The new state laws and federal policies came as a result of dogged activism by the ACLU and other privacy groups, which all stemmed from Rigmaiden’s case. After all, it was Rigmaiden who had initially reached out to Soghoian and presented him with a 200-page memo on a technology that few outside the government had known about. “It was the most well-researched memo I’d ever seen on this technology,” Soghoian later told WNYC. “Written by a guy rotting in jail.”
Now that lawyers know what to look for and how to challenge them, some of those efforts have been successful. Notably, in March 2016 a state appellate court in Maryland took local law enforcement to task, and ruled unequivocally: “We determine that cell phone users have an objectively reasonable expectation that their cell phones will not be used as real-time tracking devices through the direct and active interference of law enforcement.” The three-judge panel in the State of Maryland v. Andrews case also noted that such a non-disclosure agreement is “inimical to the constitutional principles we revere.”
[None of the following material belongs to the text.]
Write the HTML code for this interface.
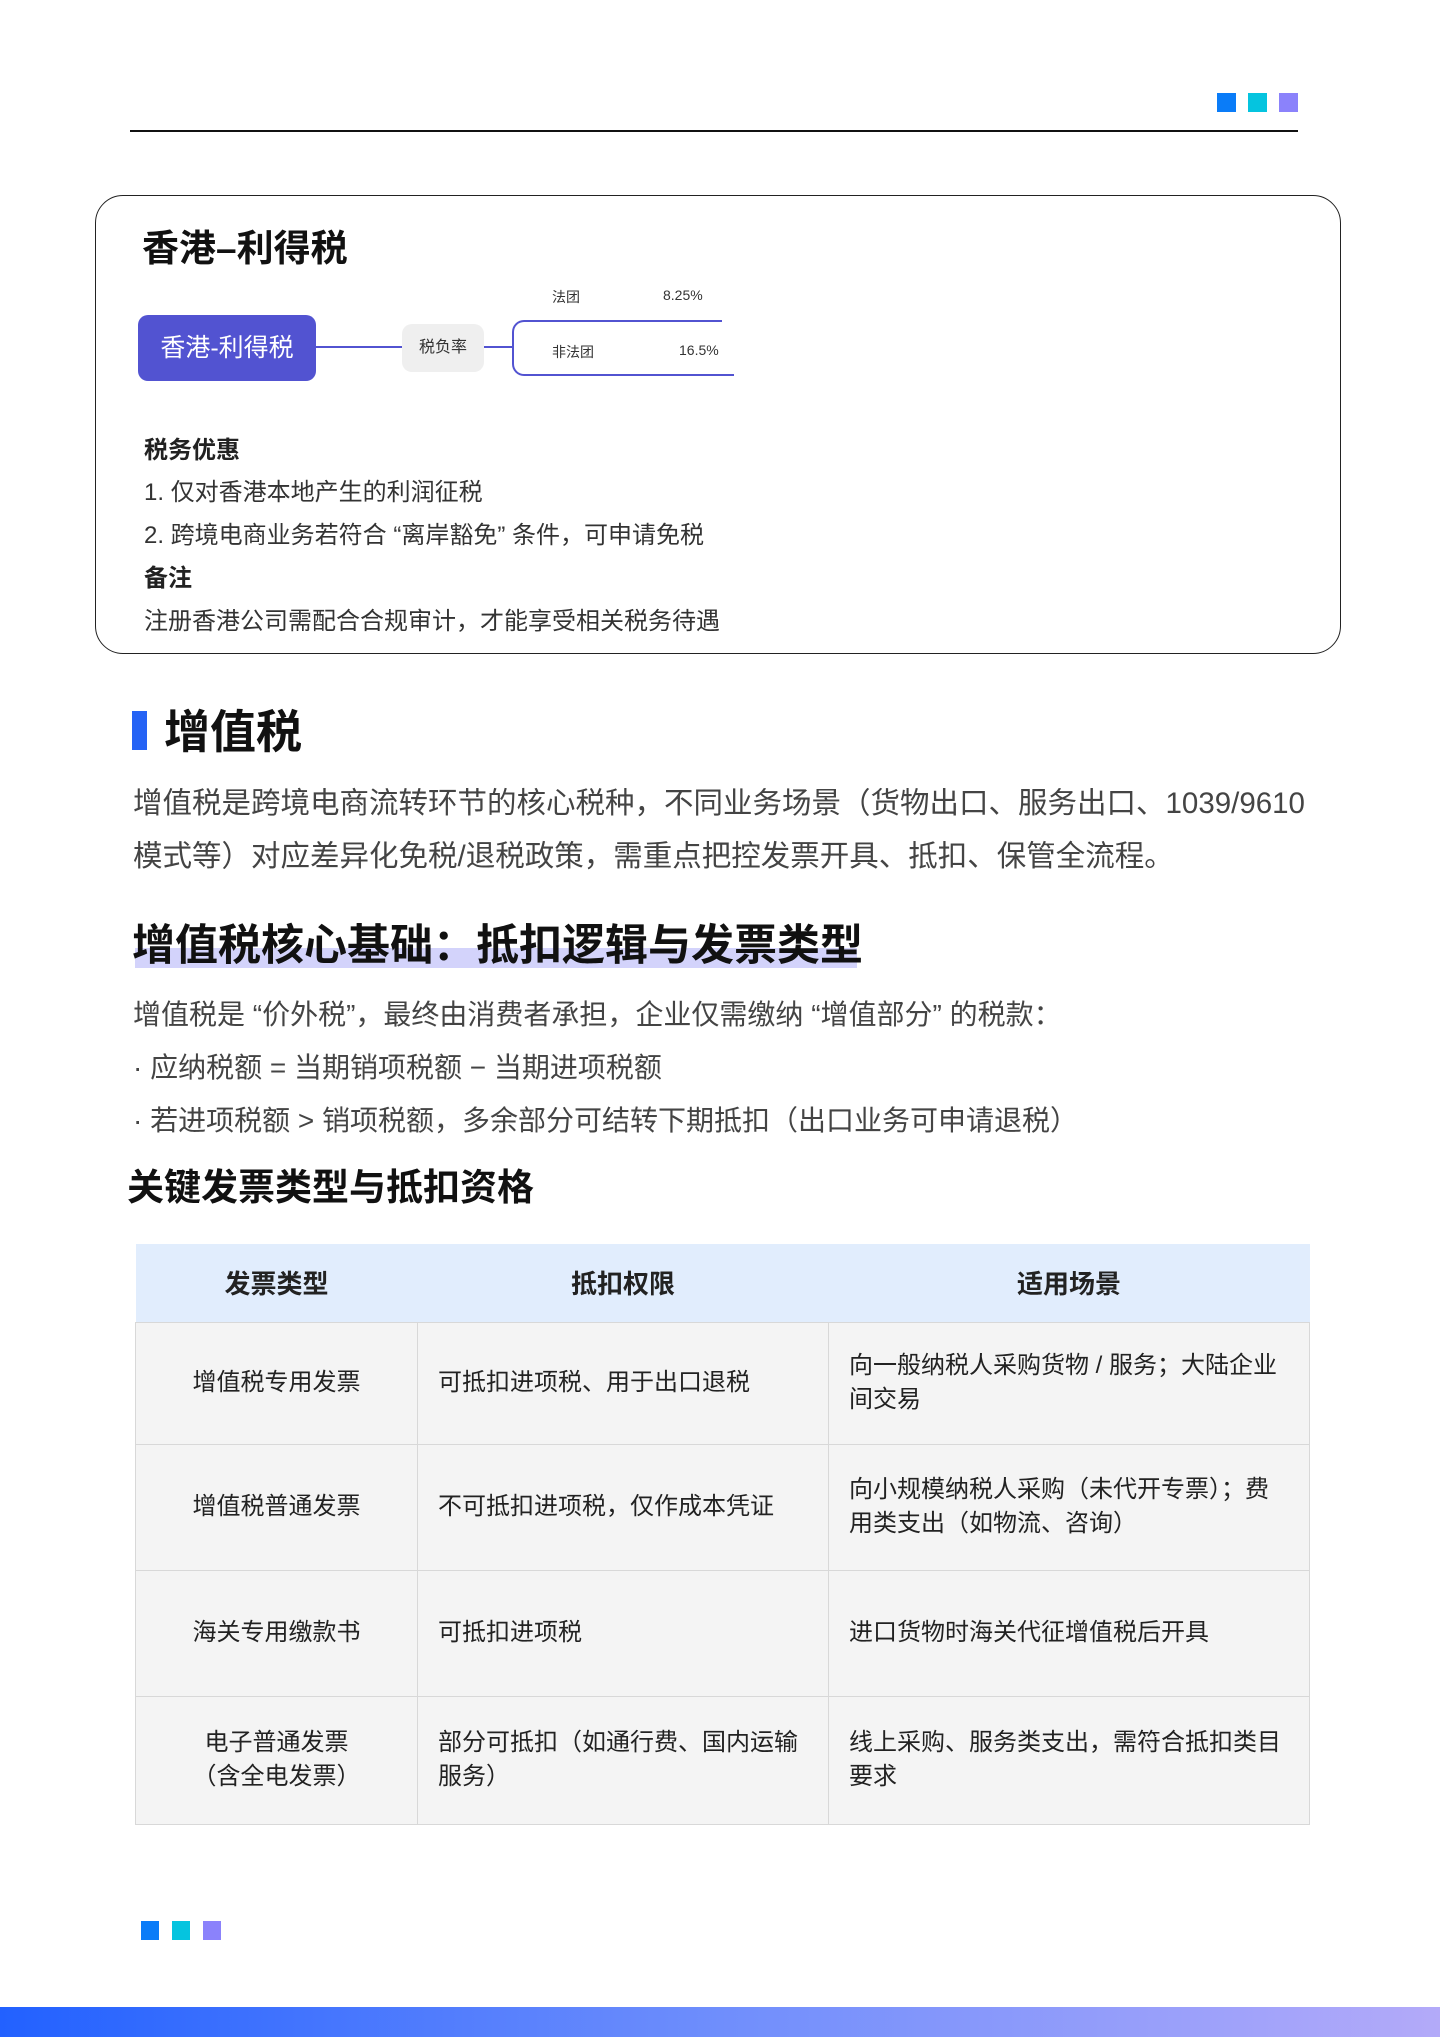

In other words, judges now seem to be resoundingly echoing the 1967-era Supreme Court language—“reasonable expectation of privacy”—of a landmark privacy case known as Katz v. United States, finding that the use of a stingray does require a warrant. But as of this writing, no cases challenging the use of stingrays have reached the Supreme Court, so this legal theory hasn’t been cemented just yet, as stingrays continue to be used in everyday law enforcement.
What these judges have realized is that there is now a turning point with respect to smartphones: We carry them with us and they hold all of our secrets. No wonder the police find them valuable during an investigation. But should the police need to get a warrant to find our phones? And what other opportunities for high-tech, low-oversight surveillance might they offer in the future?